The Charleston Farmers Market has something for everyone. There’s a variety of local produce, plants, herbs, and cut flowers as well as breakfast and lunch vendors, live entertainment, and an assortment of arts and crafts from local artisans.

4. Copley Square Farmers Market, Boston, Massachusetts

The Copley Square Farmers Market is Boston’s biggest and busiest farmers market, located in the heart of Back Bay’s commercial and cultural hub. With all the colorful produce and meats, you’ll be sure to find something healthy and delicious to serve up for dinner.

Take a stroll through the market on your way home from work and enjoy the blue skies, bright sun, and perfect temperatures. The market runs Tuesday through Friday from 11 a.m. to 6 p.m. and features over two dozen Massachusetts farmers offering a vibrant selection of fresh foods.

5. Green City Market, Chicago, Illinois

Chicago’s first and largest year-round sustainable farmers market, Green City Market, provides a marketplace for purchasing sustainably grown food. The market allows farmers and local producers to connect directly with chefs and the greater Chicago community.

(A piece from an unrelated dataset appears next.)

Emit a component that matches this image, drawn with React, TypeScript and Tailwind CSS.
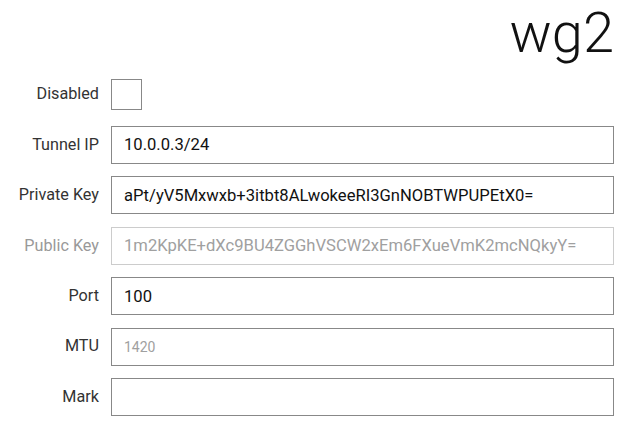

But, Green City Market does much more than sell goods; they also educate their customers with programs like Edible Gardens, Club Sprouts, and chef demos. As part of their quest to make the market a place where all Chicagoans have access to healthy food, they not only accept Link (formerly called food stamps), but match what shoppers spend on their Link card dollar for dollar up to $15 per market.

6. Santa Fe Farmers’ Market, Santa Fe, New Mexico

Voted one of the “Top Ten Farmers’ Markets” by Sunset magazine, the Santa Fe Farmers’ Market is one of the oldest, largest, and most successful growers’ markets in the country. The market is a cross between a flea market, an artist show, and a mini-food stop.

All products sold are locally grown by the people selling them (no resellers allowed). Serving more than 150 farmers and producers, the market brings fresh food, education, and fun to its community and promotes small farms and sustainable agriculture in New Mexico.

7. Davis Farmers Market, Davis, California

The Davis Farmers Market, located at Central Park in downtown Davis, operates every Saturday from 8 a.m. to 1 p.m. all year round. On Wednesday evenings from March through October, the farmers market is open from 4:30 p.m. to sunset for Picnic in the Park. Visitors can shop the farmers market, buy dinner at the food fair, and entertain youngsters with bounce houses, face painting, a petting farm, and more.

Davis Enterprise readers have repeatedly voted the market as the best community event and the best place in Yolo County to take an out-of-towner.

8. Pike Place Market, Seattle, Washington

A giant red “Public Market Center” sign announces Pike Place Market — and that’s just one of the reasons the market is so Insta-worthy! The smell of flowers bigger than you’ve ever seen (and remember, I grew up on a farm!) will saturate your nose while the butchers play a lively game of toss with their fresh fish.

Located at the end of a cobblestone street, the market features fresh wares from more than 80 Washington farmers. Vendors offer everything from foraged food, like mushrooms and huckleberries, to farm crafts, like beeswax candles and lavender body butter.

9. Portland Farmers Market, Portland, Oregon

A farmers market located on a college campus? I sure could’ve used this my freshman year! (Instead, I opted for late night pizza smothered in ranch dressing.)

The market at Portland State University is open year-round on Saturdays, rain or shine, with your favorite foods fresh from the field. Chef demos, music, and food education events make this lively market a great place to gather with friends and family on a relaxing Saturday.

10. Ferry Plaza Farmers Market, San Francisco, California

The Ferry Plaza Farmers Market is a triweekly market at the San Francisco Ferry Building. Since 1993, the market has served as a key link between urban dwellers and local farmers. It’s notorious for its diverse offering of delicious, high-quality products from California’s trailblazing sustainable growers, producers, and chefs. The market also provides educational programs to connect urban eaters with the local foodshed.